Dari Fâthimah binti Qais radhiyallaahu ‘anha, ia berkata:
أَتيْتُ النَّبِيَّ ﷺ ، فَقُلْتُ : إِنَّ أَبَا الْجَهْمِ وَمُعَاوِيَةَ خَطَبَانِيْ ؟ فَقَالَ رَسُوْلُ اللهِ ﷺ : « أَمَّا مُعَاوِيَةُ ، فَصُعْلُوكٌ لاَ مَالَ لَهُ ، وَأَمَّا أَبُو الْجَهْمِ فَلاَ يَضَعُ الْعَصَا عَنْ عَاتِقِهِ »
“Aku mendatangi Nabi dan aku katakan: “Sesungguhnya Abû Jahm dan Mu’awiyah meminangku? maka Rasûlullâh bersabda: “Muawiyah adalah orang fakir yang tidak mempunyai harta, adapun Abû Jahm, maka tidak pernah menurunkan tongkat dari pundaknya (kejam).”([2])

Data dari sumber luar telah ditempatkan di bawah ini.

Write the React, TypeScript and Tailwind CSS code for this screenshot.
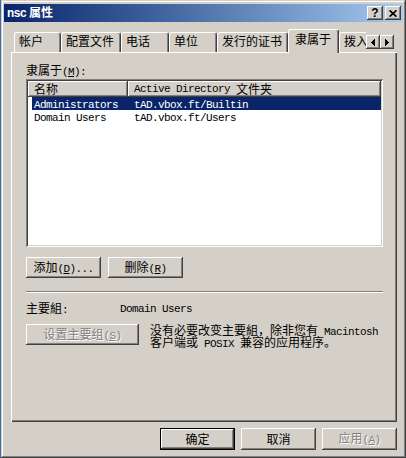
import type { ReactNode } from 'react';

// classic 3D edges
const raised =
  'shadow-[inset_-1px_-1px_#404040,inset_1px_1px_#ffffff,inset_-2px_-2px_#808080,inset_2px_2px_#d4d0c8]';
const sunken =
  'shadow-[inset_1px_1px_#808080,inset_-1px_-1px_#ffffff,inset_2px_2px_#404040,inset_-2px_-2px_#d4d0c8]';
const greyed = 'text-[#808080] [text-shadow:1px_1px_0_#ffffff]';

function L({ children }: { children: ReactNode }) {
  return (
    <span className="font-['Liberation_Mono',monospace] text-[11px] tracking-[-0.6px]">{children}</span>
  );
}

function Key({ k }: { k: string }) {
  return (
    <L>
      (<u className="underline-offset-1">{k}</u>)
    </L>
  );
}

function Tab({ label, width, active }: { label: string; width: string; active?: boolean }) {
  if (active) {
    return (
      <div
        className={`relative z-10 -mb-[1px] h-[24px] shrink-0 rounded-t-[3px] border-l border-r border-t border-white border-r-[#404040] bg-[#d4d0c8] pl-[6px] pt-[3px] shadow-[inset_-1px_0_#808080] ${width}`}
      >
        {label}
      </div>
    );
  }
  return (
    <div
      className={`h-[20px] shrink-0 rounded-t-[3px] border-l border-r border-t border-white border-r-[#404040] bg-[#d4d0c8] pl-[4px] pt-[2px] shadow-[inset_-1px_0_#808080] ${width}`}
    >
      {label}
    </div>
  );
}

function Arrow({ dir }: { dir: 'left' | 'right' }) {
  return (
    <div className={`flex h-[14px] w-[14px] items-center justify-center bg-[#d4d0c8] ${raised}`}>
      <svg width="4" height="7" viewBox="0 0 4 7" shapeRendering="crispEdges">
        {dir === 'left' ? <polygon points="4,0 4,7 0,3.5" fill="#000" /> : <polygon points="0,0 0,7 4,3.5" fill="#000" />}
      </svg>
    </div>
  );
}

function Button({
  children,
  className,
  disabled,
  isDefault,
}: {
  children: ReactNode;
  className: string;
  disabled?: boolean;
  isDefault?: boolean;
}) {
  return (
    <div
      className={`flex shrink-0 items-center justify-center bg-[#d4d0c8] ${isDefault ? 'border border-black' : ''} ${raised} ${disabled ? greyed : ''} ${className}`}
    >
      <span className="whitespace-nowrap">{children}</span>
    </div>
  );
}

export default function App() {
  return (
    <div className="flex h-[458px] w-[406px] bg-[#3a6ea5] pl-[1px] font-['Noto_Sans_CJK_SC',sans-serif] text-[12px] leading-[12px] text-black">
      <div className="flex h-full w-[405px] flex-col bg-[#d4d0c8] px-[3px] pb-[3px] pt-[4px] shadow-[inset_-1px_-1px_#404040,inset_1px_1px_#d4d0c8,inset_-2px_-2px_#808080,inset_2px_2px_#ffffff]">
        {/* title bar */}
        <div className="flex h-[18px] shrink-0 items-center bg-linear-to-r from-[#0a246a] to-[#a6caf0] pl-[3px] pr-[2px]">
          <span className="font-bold text-white">
            <span className="font-['Liberation_Mono',monospace] text-[12px] tracking-[-0.8px]">nsc</span> 属性
          </span>
          <div className="ml-auto flex gap-[2px]">
            <div className={`flex h-[14px] w-[16px] items-center justify-center bg-[#d4d0c8] ${raised}`}>
              <span className="font-['Liberation_Sans',sans-serif] text-[12px] font-bold leading-none">?</span>
            </div>
            <div className={`flex h-[14px] w-[16px] items-center justify-center bg-[#d4d0c8] ${raised}`}>
              <svg width="8" height="7" viewBox="0 0 8 7">
                <path d="M0.6 0.4L7.4 6.6M7.4 0.4L0.6 6.6" stroke="#000" strokeWidth="1.7" />
              </svg>
            </div>
          </div>
        </div>

        {/* property sheet */}
        <div className="ml-[7px] mr-[6px] mt-[7px] flex flex-col">
          <div className="relative z-10 flex h-[23px] items-end">
            <div className="flex h-full min-w-0 flex-1 items-end overflow-x-clip pl-[3px]">
              <Tab label="帐户" width="w-[47px]" />
              <Tab label="配置文件" width="w-[60px]" />
              <Tab label="电话" width="w-[48px]" />
              <Tab label="单位" width="w-[48px]" />
              <Tab label="发行的证书" width="w-[71px]" />
              <Tab label="隶属于" width="w-[51px]" active />
              <Tab label="拨入" width="w-[48px]" />
            </div>
            <div className="mb-[3px] mr-[3px] flex shrink-0">
              <Arrow dir="left" />
              <Arrow dir="right" />
            </div>
          </div>

          <div className="flex h-[370px] flex-col pl-[15px] pr-[14px] pt-[12px] shadow-[inset_1px_1px_#ffffff,inset_-1px_-1px_#404040,inset_-2px_-2px_#808080]">
            <div className="h-[12px] whitespace-nowrap">
              隶属于<Key k="M" />
              <L>:</L>
            </div>

            {/* list view */}
            <div className={`mt-[3px] flex h-[168px] flex-col bg-white p-[2px] ${sunken}`}>
              <div className="flex h-[16px] shrink-0">
                <div className="flex w-[100px] items-center bg-[#d4d0c8] pl-[6px] shadow-[inset_-1px_-1px_#404040,inset_1px_1px_#ffffff,inset_-2px_-2px_#808080]">
                  名称
                </div>
                <div className="flex flex-1 items-center whitespace-pre bg-[#d4d0c8] pl-[6px] shadow-[inset_-1px_-1px_#404040,inset_1px_1px_#ffffff,inset_-2px_-2px_#808080]">
                  <L>{'Active Directory\u00a0'}</L>文件夹
                </div>
              </div>
              <div className="ml-[4px] flex h-[13px] items-center bg-[#0a246a] text-white">
                <div className="w-[100px] pl-[2px]">
                  <L>Administrators</L>
                </div>
                <div className="pl-[2px]">
                  <L>tAD.vbox.ft/Builtin</L>
                </div>
              </div>
              <div className="ml-[4px] flex h-[13px] items-center">
                <div className="w-[100px] pl-[2px]">
                  <L>Domain Users</L>
                </div>
                <div className="pl-[2px]">
                  <L>tAD.vbox.ft/Users</L>
                </div>
              </div>
            </div>

            <div className="mt-[10px] flex gap-[7px]">
              <Button className="h-[21px] w-[75px]">
                添加<Key k="D" />
                <L>...</L>
              </Button>
              <Button className="h-[21px] w-[75px]">
                删除<Key k="R" />
              </Button>
            </div>

            <div className="mt-[13px] h-[2px] border-b border-t border-b-white border-t-[#808080]" />

            <div className="mt-[10px] flex h-[12px] items-center">
              <div className="w-[94px]">
                主要組<L>:</L>
              </div>
              <L>Domain Users</L>
            </div>

            <div className="mt-[9px] flex">
              <Button className="h-[21px] w-[113px]" disabled>
                设置主要组<Key k="S" />
              </Button>
              <div className="ml-[11px] flex flex-col whitespace-nowrap">
                <div className="h-[12px]">
                  没有必要改变主要組，除非您有<L>{' Macintosh'}</L>
                </div>
                <div className="h-[12px]">
                  客户端或<L>{' POSIX '}</L>兼容的应用程序。
                </div>
              </div>
            </div>
          </div>
        </div>

        {/* dialog buttons */}
        <div className="mt-[6px] flex justify-end gap-[6px] pr-[6px]">
          <Button className="h-[22px] w-[75px]" isDefault>
            确定
          </Button>
          <Button className="h-[22px] w-[75px]">取消</Button>
          <Button className="h-[22px] w-[75px]" disabled>
            应用<Key k="A" />
          </Button>
        </div>
      </div>
    </div>
  );
}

Dan dalam riwayat Muslim disebutkan:
« وَأمَّا أَبُو الْجَهْمِ فَضَرَّابٌ لِلنِّسَاءِ » وَهُوَ تَفْسِيْرٌ لِرِوَايَةِ : « لاَ يَضَعُ الْعَصَا عَنْ عَاتِقِهِ » وَقِيْلَ : مَعْنَاهُ : كَثِيْرُ الْأَسْفَارِ
“Adapun Abû Jahm maka suka memukul wanita.” Ini adalah tafsir dari ucapan Rasûlullâh “Sesungguhnya ia tidak pernah melepaskan tomgkat dari pundaknya.” Ada yang mengatakan artinya: bahwa ia Abû Jahm sering bepergian.

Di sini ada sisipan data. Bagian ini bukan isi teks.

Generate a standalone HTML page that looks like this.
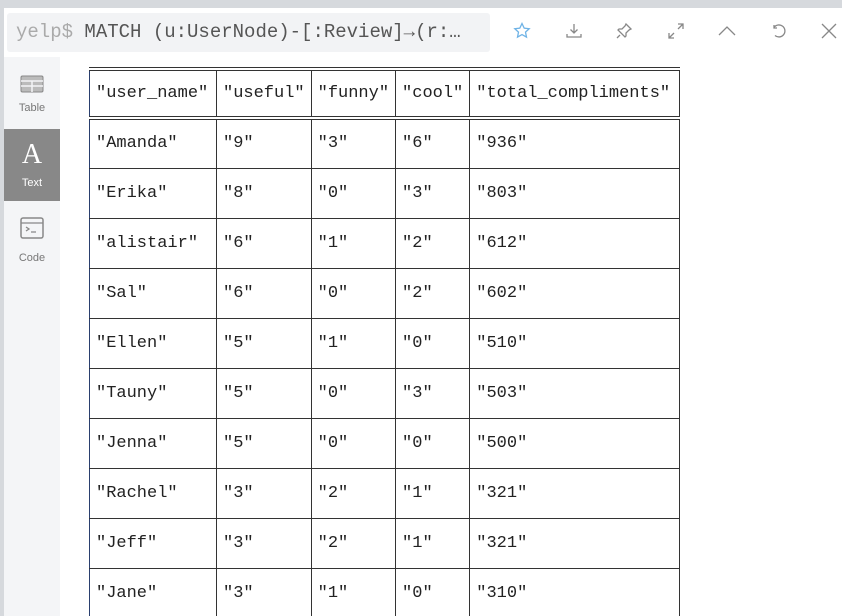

Dari Zaid Ibnu Arqam radhiyallaahu ‘anhu, ia berkata:
خَرَجْنَا مَعَ رَسُوْلِ اللهِ ﷺ فِيْ سَفَرٍ أَصَابَ النَّاسَ فِيْهِ شِدَّةٌ ، فَقَالَ عَبْدُ اللهِ بنُ أُبَيٍّ : لاَ تُنْفِقُوا عَلَى مَنْ عِنْدَ رَسُوْلِ اللهِ حَتَّى يَنْفَضُّوا وَقَالَ : لَئِنْ رَجَعْنَا إِلَى الْمَدِيْنَةِ لَيُخْرِجَنَّ الْأَعَزُّ مِنْهَا الْأذَلَّ ، فَأَتَيْتُ رَسُوْلَ اللهِ ﷺ، فَأَخْبَرْتُهُ بِذَلِكَ ، فَأَرْسَلَ إِلَى عَبْدِ اللهِ بْنِ أُبَيّ فَاجْتَهَدَ يَمِيْنَهُ : مَا فَعَلَ ، فَقَالُوا : كَذَبَ زَيْدٌ رَسُولَ اللهِ ﷺ ، فَوَقَعَ فِيْ نَفْسِيْ مِمَّا قَالُوهُ شِدَّةٌ حَتَّى أَنْزَلَ اللهُ تَعَالَى تَصْدِيْقِيْ: [إذا جاءك المنافقون] ثُمَّ دَعَاهُمُ النَّبِيُّ ﷺ ، لِيَسْتَغْفِرَ لَهُمْ فَلَوَّوْا رُؤُوْسَهُمْ
“Kami keluar bersama Rasûlullâh ﷺ dalam sebuah safar di mana panas menyengat dan kesusahan menimpa rombongan, maka Abdullah Ibnu Ubay berkata: “Jangan kalian menginfakkan harta pada orang-orang di sekeliling Rasul sampai mereka meninggalkan dan berpaling darinya,” dan ia juga mengatakan: “Jika kami kembali ke Madinah niscaya yang lebih mulia akan mengusir yang hina.” Maka aku mendatangi Rasûlullâh ﷺ dan menceritakan tentang hal itu, maka beliau mengutus seseorang kepada Abdullah Ibnu Ubay, ternyata ia berkali-kali bersumpah tidak melakukan itu semua. Maka mereka (para sahabat) berkata: “Zaid telah berbohong kepada Rasûlullâh ﷺ!” Maka aku merasakan kepedihan yang sangat dengan tuduhan itu sampai pada saat Allâh menurunkan firman-Nya dalam surat al-Munafiqun, kemudian Rasûlullâh ﷺ memanggil orang-orang tadi untuk memohonkan ampunan bagi mereka, akan tetapi mereka palingkan kepala-kepala mereka.”([3])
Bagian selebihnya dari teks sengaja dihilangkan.